As Iran opens up, investment capital will initially trickle in slowly. Investors will dip their toes into the water on the basis of hard facts, an analysis of long-term comparative advantage, and evidence of policy shifts toward free markets. They will look for pragmatism over dogma, openness over isolation, and long-term foundation building over short-term cosmetic fixes.
Economic reform is never easy. Opposition can coalesce quickly and add resistance to the already formidable obstacles to growth and efficiency. It is difficult to know exactly what the broader implications of reform will be for Iranian politics and society. If Iran wants to reap the economic benefits of sanctions relief, however, reformers must persuade those skeptical of free markets and foreign investment that reform can be a win-win opportunity, allowing for national wealth creation. If the Iranian leadership wants to reap the benefits of membership in the global economy, it will have to encourage its people—elites and ordinary Iranians alike—to accept that the world has changed and that outdated narratives of foreign meddling and exploitation should not hinder pragmatic decisions about the country’s economic future.

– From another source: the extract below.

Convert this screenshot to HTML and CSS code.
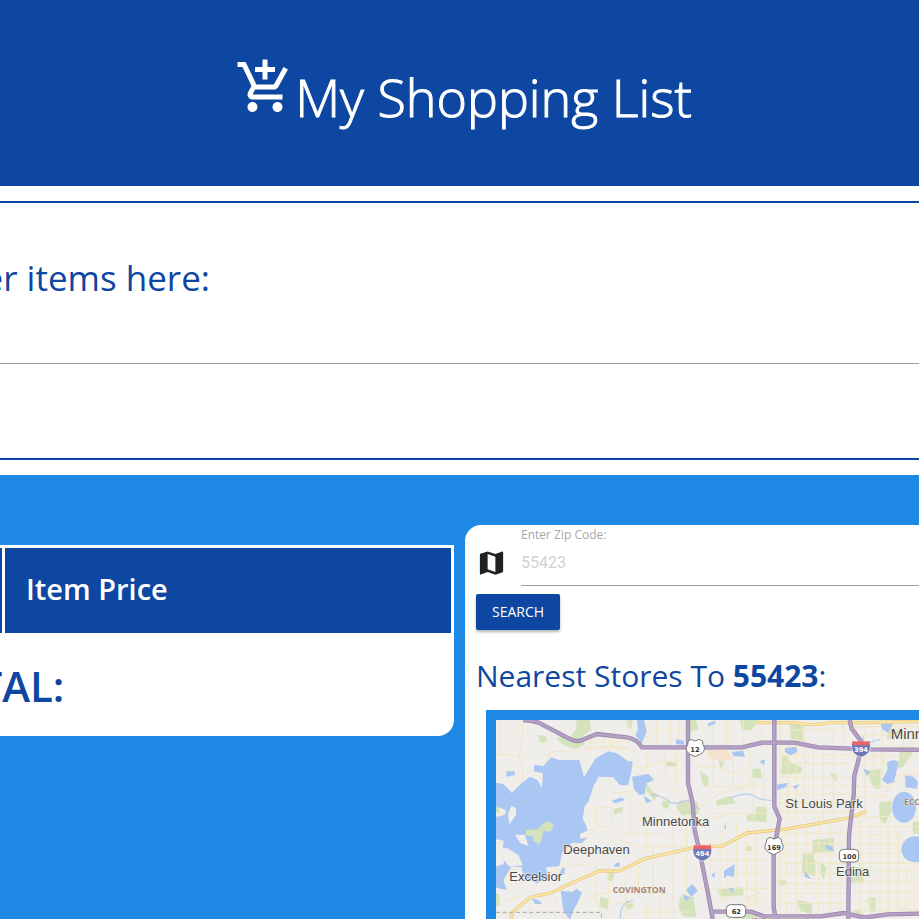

Iranian elites must also overcome their fear that market liberalization entails a decrease in state authority. In fact, successful transitions to free markets require not a weak government but a strong one able to preserve the rule of law and the market stability necessary for reform. The state’s power is not diminished; rather, the state simply reorients its role in the economy from dominant actor to guarantor of free markets.
Walter Wriston, the legendary former CEO and chair of Citicorp, famously said, “Capital goes where it’s welcome and stays where it’s well treated.” If welcomed, the first wave of foreign direct investment in Iran will originate from those with a considerable appetite for risk and deep pockets. If they choose to deploy their capital, they will demand a high return for taking that risk. If their capital is well treated, more will follow. If not, there are plenty of other places it can go.